The director of The Constant Gardener, Fernando Meirelles is hot off directing City of God, which was a peripatetic spice of Latin American life film, precocious and talented, but a bit too hyperactive even for that subject matter. Meirelles tried to apply those energetic talents to this film, but it doesn't work, not even as well as in City of God. The fast cutting filmic style seems imposed, as if the filmmaker was trying to get something going when, in truth, intrinsically, there is little going in the film. Perhaps his need to speed things up is dictated by Ralph Fiennes, who agonizingly depresses his way through (and, unfortunately whenever I see him, my way through) another film. (Sorry...He is not a favorite of mine...Except in his wonderful performance in Schindler's List, where his natural oversensitive lugubrious self/acting provided a dramatic inner tension to his Nazi character).

Most importantly: Rachel Weisz, the female lead, is wonderful, captivating, weighty, appealing, etc. etc. etc. If she isn't nominated for this role I will be disappointed. She is worth the price of the ticket.

THE PRODUCERS: During the first ten minutes of the film, I thought: 'Overdone.' 'Cheap gags.' 'Hyperactive.' Pure Mel Brooks! Then I thought: 'How wonderful...overdone, cheap-gag-gy and hyperactive!! Pure Mel Brooks! A Mack truck without brakes rolling down the PC highway smashing everyone in its path. He never stopped writing Sid Ceasar's Show of Shows!!' Incorrigible, unapologetically, unrelenting...I had the longest stretch of belly-laughs I've had in a long time.

Critics (including the NY Times) have not been overly kind. To those critics, I say: Yes, I agree: Nathan Lane is no Zero Mostel (although close). Matthew Broderick is further removed from the brilliant Gene Wilder (Mostel and Wilder were the original Lane and Broderick characters in the original non-musical 1968 film, The Producers). But the criticim is akin to criticizing merry-go-rounds and cotton candy for being too frivolous. Perhaps the criticism is arising because gays (in theatre, especially), and Germans (all kinds in the film) are mercilessly lampooned. True; the film is gay-bashing and German bashing of the highest order. (Will Ferrell is briliant as the unrepentent modern Nazi.) But the film is also horny little old lady bashing, horny young and old men bashing, blonde-bimbo bashing (Uma Thurman is sexy and comedically wonderful in the film by the way; a delightful surprise...the comedy flair, that is). The film engages in equal opportunity 'bashing'. (It used to be called satire!).

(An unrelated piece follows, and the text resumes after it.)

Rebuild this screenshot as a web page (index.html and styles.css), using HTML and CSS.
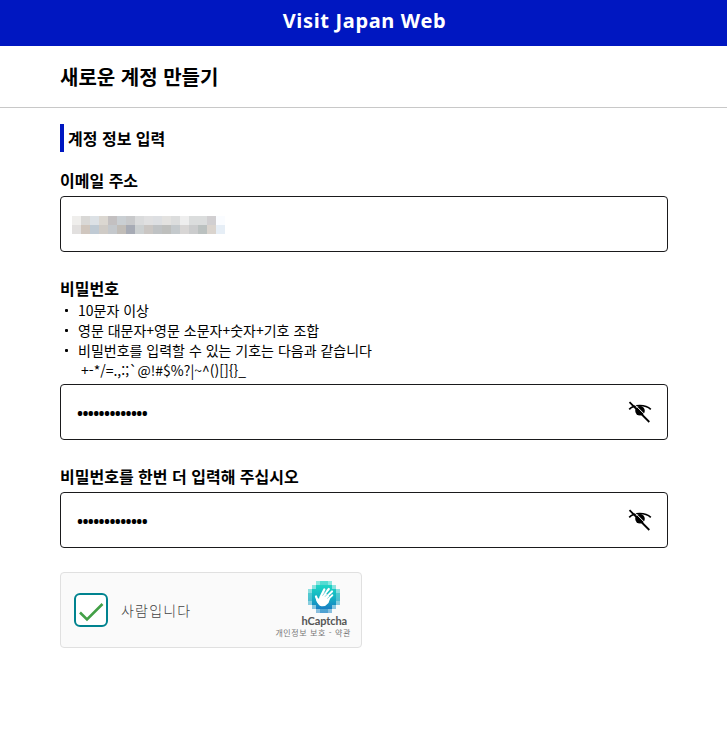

Critics: lighten up. You gay German horny old ladies critics are too thin-skinned. Put aside your PC-ness (in this...and perhaps all cases...Political Constipation-ness) for a couple of hours and have fun laughing at yourself. I did. And I won't tell you what category I belong in. (Although any of you who have followed my reviews and blogs could probably guess. 'Oh, Uma Thurman is sooo sexy!') Suspend critical judgment. See the movie. Then buy some cotton candy and go for a circular but delightful ride on the Mel Brook's merry-go-round. He is a perpetual kid...and kids are mean...but they know how to have a ggod time!